When we are young and doing well in school, everything seems possible. As we age, it becomes more difficult to learn and retain things. Fortunately, there are ways to help slow down this decline and they are pretty easy to implement.
Eat good foods and limit alcohol
People often rely on caffeine and sugar to get themselves going in the morning or keep themselves going until the end of the day. The problem is that elevated sugar levels in your body are not only bad for your health, they negatively impact your memory. Where does caffeine come into play? In coffee and tea (which usually have sugar) and soft drinks (which are loaded with sugar).
Alcohol is a common form of relaxation for many. However, every time you take a drink, you are killing your brain cells. A few drinks on one night my might not make a difference, but think about how many brain cells are being destroyed over the years from drinking.

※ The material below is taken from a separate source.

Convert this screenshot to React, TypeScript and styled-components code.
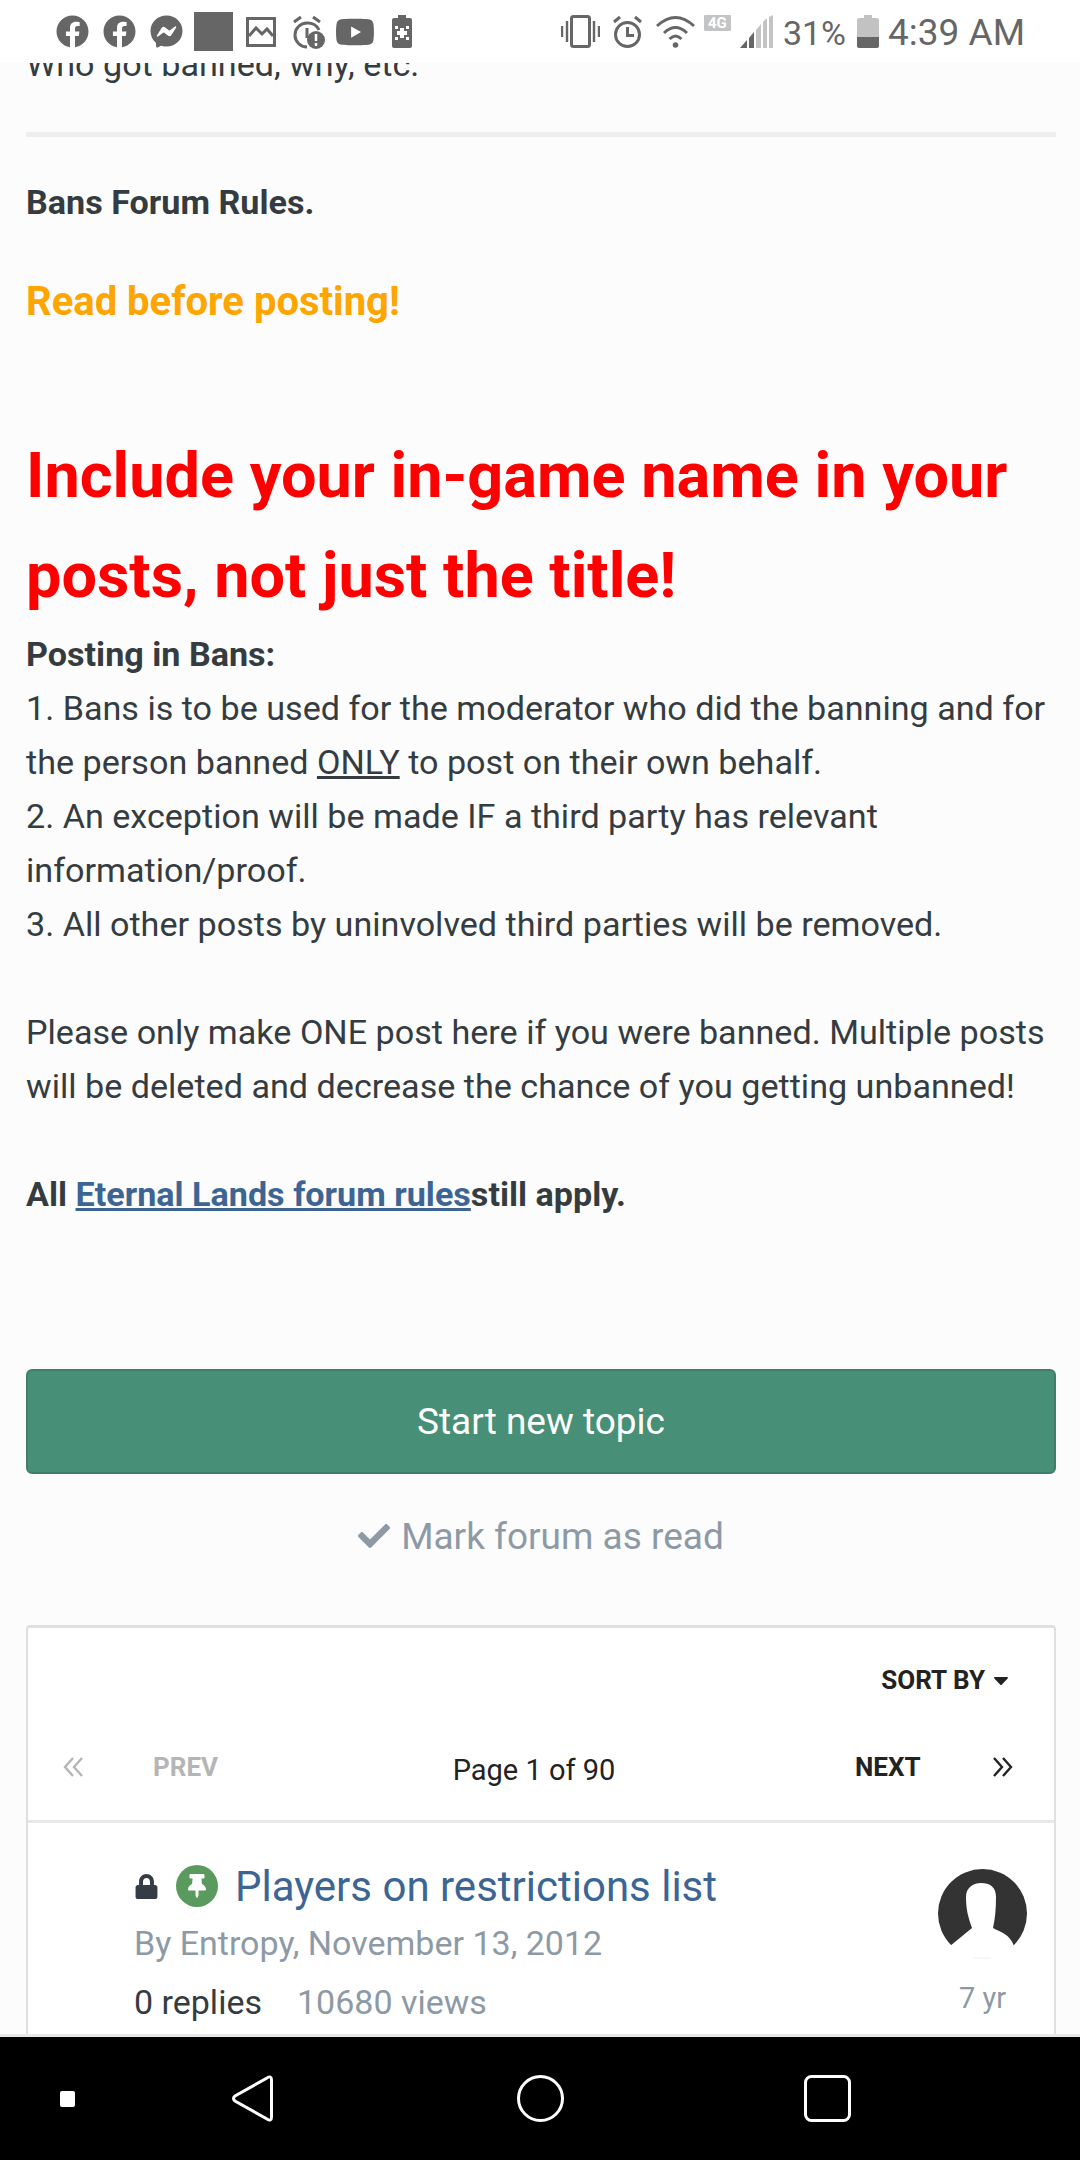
import React from 'react';
import styled, { createGlobalStyle } from 'styled-components';
import {
  FaFacebook,
  FaFacebookMessenger,
  FaYoutube,
  FaCheck,
  FaLock,
  FaThumbtack,
  FaCaretDown,
} from 'react-icons/fa';

const GlobalStyle = createGlobalStyle`
  html, body {
    margin: 0;
    padding: 0;
    background: #fcfcfc;
    font-family: Roboto, "Liberation Sans", sans-serif;
  }
`;

const DoubleChevron = ({ flip }: { flip?: boolean }) => (
  <svg width="21" height="20" viewBox="0 0 21 20" style={flip ? { transform: 'scaleX(-1)' } : undefined}>
    <path d="M10 1 L2 10 L10 19 M19 1 L11 10 L19 19" fill="none" stroke="currentColor" strokeWidth="2.4" />
  </svg>
);

const App = () => {
  return (
    <Page>
      <GlobalStyle />
      <StatusBar>
        <IconGroup>
          <FaFacebook size={33} />
          <Slot $left={14}>
            <FaFacebook size={33} />
          </Slot>
          <Slot $left={14}>
            <FaFacebookMessenger size={33} />
          </Slot>
          <GreySquare />
          <Slot $left={13}>
            <svg width="30" height="30" viewBox="0 0 30 30">
              <rect x="1.5" y="1.5" width="27" height="27" fill="none" stroke="#666" strokeWidth="3" />
              <path d="M3 19 L10 11 L16 17 L21 12 L27 19" fill="none" stroke="#666" strokeWidth="3" />
            </svg>
          </Slot>
          <Slot $left={17}>
            <svg width="32" height="34" viewBox="0 0 32 34">
              <path d="M14 8 A12 12 0 1 0 14 32" fill="none" stroke="#666" strokeWidth="3" />
              <path d="M14 8 A12 12 0 0 1 26 15" fill="none" stroke="#666" strokeWidth="3" />
              <path d="M1 7 L8 2 M20 2 L27 7" stroke="#666" strokeWidth="3" />
              <path d="M14 13 V23" stroke="#666" strokeWidth="3" />
              <circle cx="23" cy="25" r="9" fill="#666" />
              <path d="M23 19 V26 M23 28 V31" stroke="#fff" strokeWidth="2.5" />
            </svg>
          </Slot>
          <Slot $left={10}>
            <FaYoutube size={40} />
          </Slot>
          <Slot $left={17}>
            <svg width="20" height="33" viewBox="0 0 20 33">
              <path d="M6 0 H14 V3 H18 Q20 3 20 5 V31 Q20 33 18 33 H2 Q0 33 0 31 V5 Q0 3 2 3 H6 Z" fill="#666" />
              <path d="M8 13 H12 V16 H15 V20 H12 V23 H8 V20 H5 V16 H8 Z" fill="#fff" />
              <path d="M3 11 H6 V14 H3 Z M14 11 H17 V14 H14 Z M3 22 H6 V25 H3 Z M14 22 H17 V25 H14 Z" fill="#fff" />
            </svg>
          </Slot>
        </IconGroup>
        <IconGroup>
          <svg width="39" height="33" viewBox="0 0 39 33">
            <rect x="10.5" y="1.5" width="18" height="30" rx="2" fill="none" stroke="#666" strokeWidth="3" />
            <path d="M1 11 V22 M6 6 V27 M33 6 V27 M38 11 V22" stroke="#666" strokeWidth="2.4" />
          </svg>
          <Slot $left={13}>
            <svg width="29" height="33" viewBox="0 0 29 33">
              <circle cx="14.5" cy="19.5" r="12" fill="none" stroke="#666" strokeWidth="3" />
              <path d="M1 7 L7 2 M22 2 L28 7" stroke="#666" strokeWidth="3" />
              <path d="M14.5 12 V20.5 H21" fill="none" stroke="#666" strokeWidth="3" />
            </svg>
          </Slot>
          <Slot $left={14}>
            <svg width="39" height="33" viewBox="0 0 39 33">
              <path d="M1 11 Q19.5 -6 38 11 M8 18 Q19.5 7 31 18 M13.5 24 Q19.5 18 25.5 24" fill="none" stroke="#666" strokeWidth="3" />
              <circle cx="19.5" cy="30" r="2.8" fill="#666" />
            </svg>
          </Slot>
          <Slot $left={9}>
            <NetworkBadge>4G</NetworkBadge>
          </Slot>
          <Slot $left={9}>
            <svg width="33" height="33" viewBox="0 0 33 33">
              <path d="M0 33 L7 25 V33 Z" fill="#666" />
              <path d="M9 23 L14 17 V33 H9 Z" fill="#666" />
              <path d="M16 15 L21 9 V33 H16 Z M23 7 L27 3 V33 H23 Z M29 2 L33 0 V33 H29 Z" fill="#c4c4c4" />
            </svg>
          </Slot>
          <BatteryText>31%</BatteryText>
          <Slot $left={11}>
            <svg width="22" height="33" viewBox="0 0 22 33">
              <path d="M7 0 H15 V3 H20 Q22 3 22 5 V22 H0 V5 Q0 3 2 3 H7 Z" fill="#c2c2c2" />
              <path d="M0 22 H22 V31 Q22 33 20 33 H2 Q0 33 0 31 Z" fill="#666" />
            </svg>
          </Slot>
          <ClockText>4:39 AM</ClockText>
        </IconGroup>
      </StatusBar>

      <Main>
        <ClippedLine>Who got banned, why, etc.</ClippedLine>
        <Rule />
        <BoldPlain>Bans Forum Rules.</BoldPlain>
        <OrangeLine>Read before posting!</OrangeLine>
        <RedHeading>Include your in-game name in your posts, not just the title!</RedHeading>
        <BoldPlain>Posting in Bans:</BoldPlain>
        <Line>1. Bans is to be used for the moderator who did the banning and for</Line>
        <Line>
          the person banned <u>ONLY</u> to post on their own behalf.
        </Line>
        <Line>2. An exception will be made IF a third party has relevant</Line>
        <Line>information/proof.</Line>
        <Line>3. All other posts by uninvolved third parties will be removed.</Line>
        <Spacer />
        <Line>Please only make ONE post here if you were banned. Multiple posts</Line>
        <Line>will be deleted and decrease the chance of you getting unbanned!</Line>
        <Spacer />
        <BoldPlain>
          All <ForumLink>Eternal Lands forum rules</ForumLink>still apply.
        </BoldPlain>

        <StartButton>Start new topic</StartButton>
        <MarkRead>
          <FaCheck size={32} />
          Mark forum as read
        </MarkRead>

        <TopicBox>
          <SortRow>
            <SortLabel>
              SORT BY
              <FaCaretDown size={24} />
            </SortLabel>
          </SortRow>
          <PagerRow>
            <PagerSide>
              <PagerIcon $muted>
                <DoubleChevron />
              </PagerIcon>
              <PagerLabel $muted>PREV</PagerLabel>
            </PagerSide>
            <PageCount>Page 1 of 90</PageCount>
            <PagerSide>
              <PagerLabel>NEXT</PagerLabel>
              <PagerIcon>
                <DoubleChevron flip />
              </PagerIcon>
            </PagerSide>
          </PagerRow>
          <TopicRow>
            <TopicMain>
              <TitleRow>
                <FaLock size={25} color="#353c46" />
                <PinBadge>
                  <FaThumbtack size={24} color="#fff" />
                </PinBadge>
                <TopicTitle>Players on restrictions list</TopicTitle>
              </TitleRow>
              <Byline>By Entropy, November 13, 2012</Byline>
              <Stats>
                <Replies>0 replies</Replies>
                <Views>10680 views</Views>
              </Stats>
            </TopicMain>
            <TopicAside>
              <svg width="89" height="90" viewBox="0 0 89 90">
                <circle cx="44.5" cy="44.5" r="44.5" fill="#333" />
                <path d="M0 77 H12 L34 59 C30 48 28 40 28 28 C28 18 36 14 43 14 C52 14 58 18 58 28 C58 40 57 50 55 59 C62 63 72 65 76 77 H89 V90 H0 Z" fill="#fff" />
                <path d="M35 89 H53" stroke="#eee" strokeWidth="1" />
              </svg>
              <Age>7 yr</Age>
            </TopicAside>
          </TopicRow>
        </TopicBox>
      </Main>

      <NavBar>
        <NavDot />
        <svg width="42" height="47" viewBox="0 0 42 47">
          <path d="M39.5 5 Q39.5 0 35 3 L3 21 Q0 23.5 3 26 L35 44 Q39.5 47 39.5 42 Z" fill="none" stroke="#fff" strokeWidth="3" />
        </svg>
        <svg width="47" height="47" viewBox="0 0 47 47">
          <circle cx="23.5" cy="23.5" r="22" fill="none" stroke="#fff" strokeWidth="3" />
        </svg>
        <svg width="47" height="47" viewBox="0 0 47 47">
          <rect x="1.5" y="1.5" width="44" height="44" rx="6" fill="none" stroke="#fff" strokeWidth="3" />
        </svg>
      </NavBar>
    </Page>
  );
};

const Page = styled.div`
  width: 1080px;
  height: 2160px;
  display: flex;
  flex-direction: column;
  overflow: hidden;
  background: #fcfcfc;
  color: #353c41;
`;

const StatusBar = styled.div`
  position: relative;
  z-index: 1;
  flex: none;
  height: 63px;
  background: #fff;
  display: flex;
  justify-content: space-between;
  align-items: center;
  padding: 0 55px 0 56px;
  color: #666;
`;

const IconGroup = styled.div`
  display: flex;
  align-items: center;
`;

const Slot = styled.span<{ $left: number }>`
  display: flex;
  margin-left: ${(p) => p.$left}px;
`;

const GreySquare = styled.div`
  width: 39px;
  height: 39px;
  margin-left: 11px;
  background: #666;
`;

const NetworkBadge = styled.span`
  width: 27px;
  height: 16px;
  margin-bottom: 17px;
  background: #c4c4c4;
  color: #fff;
  font-size: 15px;
  font-weight: 700;
  line-height: 16px;
  text-align: center;
  border-radius: 1px;
`;

const BatteryText = styled.span`
  margin-left: 10px;
  padding-top: 2px;
  font-size: 34px;
`;

const ClockText = styled.span`
  margin-left: 9px;
  padding-top: 2px;
  font-size: 37px;
`;

const Main = styled.div`
  flex: 1;
  min-height: 0;
  overflow: hidden;
  padding: 0 24px 0 26px;
`;

const Line = styled.div`
  font-size: 34.13px;
  line-height: 54px;
  white-space: nowrap;
`;

const ClippedLine = styled(Line)`
  margin-top: -26px;
`;

const Rule = styled.hr`
  height: 5px;
  margin: 41px 0 38px;
  border: 0;
  background: #eee;
`;

const BoldPlain = styled(Line)`
  font-weight: 700;
`;

const OrangeLine = styled.div`
  margin-top: 46px;
  font-size: 40px;
  line-height: 54px;
  font-weight: 700;
  color: #ffa500;
`;

const RedHeading = styled.h2`
  margin: 97px 0 1px;
  font-size: 63px;
  line-height: 100px;
  font-weight: 700;
  color: #f00;
`;

const Spacer = styled.div`
  height: 54px;
`;

const ForumLink = styled.span`
  color: #3d6594;
  text-decoration: underline;
`;

const StartButton = styled.div`
  box-sizing: border-box;
  height: 105px;
  margin-top: 148px;
  display: flex;
  align-items: center;
  justify-content: center;
  background: #478f76;
  border: 2px solid #417e69;
  border-radius: 6px;
  color: #fff;
  font-size: 37px;
`;

const MarkRead = styled.div`
  margin-top: 35px;
  display: flex;
  align-items: center;
  justify-content: center;
  gap: 11px;
  height: 54px;
  color: #8d9aa6;
  font-size: 37px;
`;

const TopicBox = styled.div`
  box-sizing: border-box;
  margin-top: 62px;
  background: #fff;
  border: 2px solid #e0e0e0;
  border-top-width: 3px;
  border-radius: 4px;
  height: 500px;
`;

const SortRow = styled.div`
  height: 103px;
  display: flex;
  justify-content: flex-end;
  align-items: center;
  padding-right: 41px;
`;

const SortLabel = styled.div`
  display: flex;
  align-items: center;
  gap: 4px;
  font-size: 26px;
  font-weight: 700;
  color: #222;
`;

const PagerRow = styled.div`
  height: 72px;
  display: grid;
  grid-template-columns: 1fr auto 1fr;
  align-items: center;
  padding: 0 41px 17px 35px;
  border-bottom: 3px solid #e8e8e8;
`;

const PagerSide = styled.div`
  display: flex;
  align-items: center;
  justify-content: space-between;
  &:first-child {
    width: 155px;
  }
  &:last-child {
    width: 158px;
    margin-left: auto;
  }
`;

const PagerIcon = styled.span<{ $muted?: boolean }>`
  display: flex;
  color: ${(p) => (p.$muted ? '#b5b5b5' : '#222')};
`;

const PagerLabel = styled.span<{ $muted?: boolean }>`
  font-size: 26px;
  font-weight: 700;
  color: ${(p) => (p.$muted ? '#b5b5b5' : '#222')};
`;

const PageCount = styled.span`
  font-size: 29px;
  color: #222;
  padding: 6px 8px 0 0;
`;

const TopicRow = styled.div`
  display: flex;
  justify-content: space-between;
  padding: 42px 27px 0 106px;
`;

const TopicMain = styled.div`
  display: flex;
  flex-direction: column;
`;

const TitleRow = styled.div`
  display: flex;
  align-items: center;
  gap: 17px;
  height: 42px;
`;

const PinBadge = styled.span`
  width: 42px;
  height: 42px;
  border-radius: 50%;
  background: #5a9a5e;
  display: flex;
  align-items: center;
  justify-content: center;
`;

const TopicTitle = styled.span`
  font-size: 42px;
  color: #3d6594;
`;

const Byline = styled.div`
  margin-top: 16px;
  font-size: 34px;
  line-height: 40px;
  color: #8d9aa6;
`;

const Stats = styled.div`
  margin-top: 18px;
  display: flex;
  gap: 35px;
  font-size: 34px;
  line-height: 42px;
`;

const Replies = styled.span`
  color: #353c41;
`;

const Views = styled.span`
  color: #8d9aa6;
`;

const TopicAside = styled.div`
  display: flex;
  flex-direction: column;
  align-items: center;
  margin-top: 4px;
`;

const Age = styled.div`
  margin-top: 21px;
  font-size: 29px;
  line-height: 36px;
  color: #8d9aa6;
`;

const NavBar = styled.div`
  flex: none;
  height: 123px;
  border-top: 3px solid #e8e8e8;
  background: #000;
  display: grid;
  grid-template-columns: 135px 235px 340px 235px;
  align-items: center;
  justify-items: center;
`;

const NavDot = styled.div`
  width: 15px;
  height: 16px;
  border-radius: 2px;
  background: #fff;
`;

export default App;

Your ability to absorb new information and keep it suffer every time you have alcohol. Adult beverages are fine in moderation, but if you are really concerned about your brain cells, you should stop having them entirely.
We all know how good exercises for a body, but it also really helps our mind, too. Regular physical activity makes you more alert and energized and, thus, better able to learn and retain new things.
Social time with friends and family
We all like to spend some time alone and solitary activities can be good to help us recharge. Ultimately, though, the human mind benefits most from regular socialization. When you are with other people, your brain cannot help but benefit from conversation, games, and other activities that involve thinking and planning. So make sure that you are a social butterfly a few times every week.